● **Data excerpt**

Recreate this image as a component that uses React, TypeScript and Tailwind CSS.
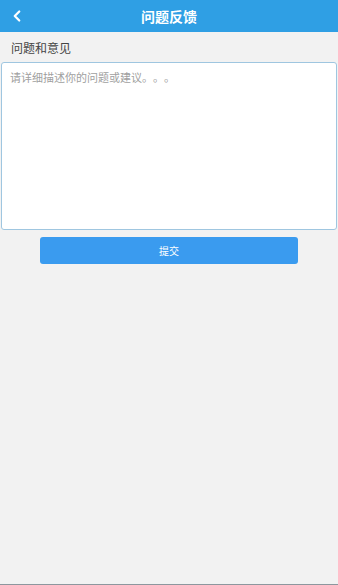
import { ChevronLeft } from 'lucide-react'

export default function App() {
  return (
    <div
      className="flex h-[585px] w-[338px] flex-col bg-[#f2f2f2]"
      style={{ fontFamily: '"Noto Sans CJK SC", "Liberation Sans", sans-serif' }}
    >
      <div className="relative flex h-[32px] items-center justify-center bg-[#2f9fe4]">
        <ChevronLeft className="absolute left-[8px] top-[7px] text-white" size={18} strokeWidth={3} />
        <div className="text-[14px] font-bold text-white">问题反馈</div>
      </div>
      <div className="px-[11px] pt-[8px] pb-[6px] text-[12px] leading-[16px] text-[#444]">问题和意见</div>
      <textarea
        className="mx-[1px] h-[168px] resize-none rounded-[3px] border border-[#9fc6e0] bg-white px-[8px] py-[6px] text-[11px] leading-[16px] text-[#333] outline-none [text-spacing-trim:space-all] placeholder:text-[#a0a0a0]"
        placeholder="请详细描述你的问题或建议。。。"
      />
      <div className="flex justify-center pt-[7px]">
        <button className="h-[27px] w-[258px] rounded-[3px] bg-[#3a9bef] text-[10px] text-white">提交</button>
      </div>
      <div className="flex-1" />
      <div className="h-[1px] bg-[#8d979e]" />
    </div>
  )
}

● **The request**
Exclude the images and reproduce the remaining data exactly.

● **Solution to the exercise**
Recreate this image as a component that uses React, TypeScript and Tailwind CSS.
import { ChevronLeft } from 'lucide-react'

export default function App() {
  return (
    <div
      className="flex h-[585px] w-[338px] flex-col bg-[#f2f2f2]"
      style={{ fontFamily: '"Noto Sans CJK SC", "Liberation Sans", sans-serif' }}
    >
      <div className="relative flex h-[32px] items-center justify-center bg-[#2f9fe4]">
        <ChevronLeft className="absolute left-[8px] top-[7px] text-white" size={18} strokeWidth={3} />
        <div className="text-[14px] font-bold text-white">问题反馈</div>
      </div>
      <div className="px-[11px] pt-[8px] pb-[6px] text-[12px] leading-[16px] text-[#444]">问题和意见</div>
      <textarea
        className="mx-[1px] h-[168px] resize-none rounded-[3px] border border-[#9fc6e0] bg-white px-[8px] py-[6px] text-[11px] leading-[16px] text-[#333] outline-none [text-spacing-trim:space-all] placeholder:text-[#a0a0a0]"
        placeholder="请详细描述你的问题或建议。。。"
      />
      <div className="flex justify-center pt-[7px]">
        <button className="h-[27px] w-[258px] rounded-[3px] bg-[#3a9bef] text-[10px] text-white">提交</button>
      </div>
      <div className="flex-1" />
      <div className="h-[1px] bg-[#8d979e]" />
    </div>
  )
}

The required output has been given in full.